A lifestyle: the importance of the bus pass
It's not just about travel, it's about my lifestyle. (F, Ind, I, 75–79)
That the provision of a service free at the point of use, and accessible to those with a range of physical mobilities, was popular is hardly surprising. What was more unexpected was the level of passion many expressed about the impact of the Freedom Pass on their everyday lives, and its importance to them:
I treasure it … Yeah because we are elderly people, we don't have money so we usually keep our bank cards … safely … I keep my Freedom Pass as safe as how I would keep my bank card. (F, Ind, I, 75–79)
Strong feelings about the pass were typical, and elicited broad agreement in group discussions:
F: If they take our bus pass away you will find our, this older generation will die very quickly…
(Respondents all talk at once)
M: They'd be isolated.
M: There'll be a revolution. (G, O, 65–89)
Int: Well, what we picked up in the beginning was people are really, really keen on a Freedom Pass.
All: Oh yeah (collective agreement).
F1: It's our lifeblood.
F2: Take it away and there'll be blood on the streets.
F3: Really it's a way of living.
F1: There'll be blood on the streets, absolutely. (G, I, 65–89)
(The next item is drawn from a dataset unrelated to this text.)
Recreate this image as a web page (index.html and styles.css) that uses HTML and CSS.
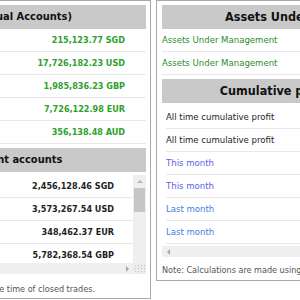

This last exchange was from a group of community centre users who had discussed in detail alternative transport modes that were available to them, including a local bus specially adapted for people with disabilities that could be hailed at any point on the route, and a minibus run by a community organisation that would pick them up from their residences for the lunch clubs. Although appreciated, and sometimes preferred for certain journeys, none of these ostensibly more accessible or tailored services generated anything like the passion for the Freedom Pass.
That a benefit generated this degree of attachment, even among those who had alternative means of making at least essential, if not discretionary journeys, suggests that the value of the pass went beyond either the financial benefit or its role in accessing basic determinants of health. Describing it as a ‘way of living’ or a ‘lifestyle’ points to the pass making a broader contribution to wellbeing.
A defence against loneliness: the bus as a place for interaction
The key benefit of the bus pass cited by many participants was the way it facilitated easy access to interaction, particularly opportunistic interaction, for those who might otherwise have few opportunities to meet and socialise with others. Having free access to the bus network meant that the bus could be taken to maximise such opportunities, rather than interaction being a by-product of essential journeys. Waiting at bus stops and being on the bus were, it was widely agreed, one of the few places in the city where it was acceptable to engage strangers in conversation. Even mundane exchanges, generated by talk about the bus itself or the weather, were an element of human interaction that many participants would not have otherwise had, and more sustained interactions were highly valued:
You want something to help your life along really because there are lots of people that live on their own, lots of people that are widows and well if you've been married for a long time and you're suddenly widowed it's a very different life. … So with the Freedom Pass they can go out and I'll talk to anybody … The lady on the bus this morning, she got on with a pram so, you look at the little kiddy and then, it was her grandson and she's got three grandsons and one granddaughter. Then we got on to the fact that she was a widow and where she'd met her husband. I'd never seen her before but you pass the journey, and, oh, it was good. (F, Ind, O, 80–84)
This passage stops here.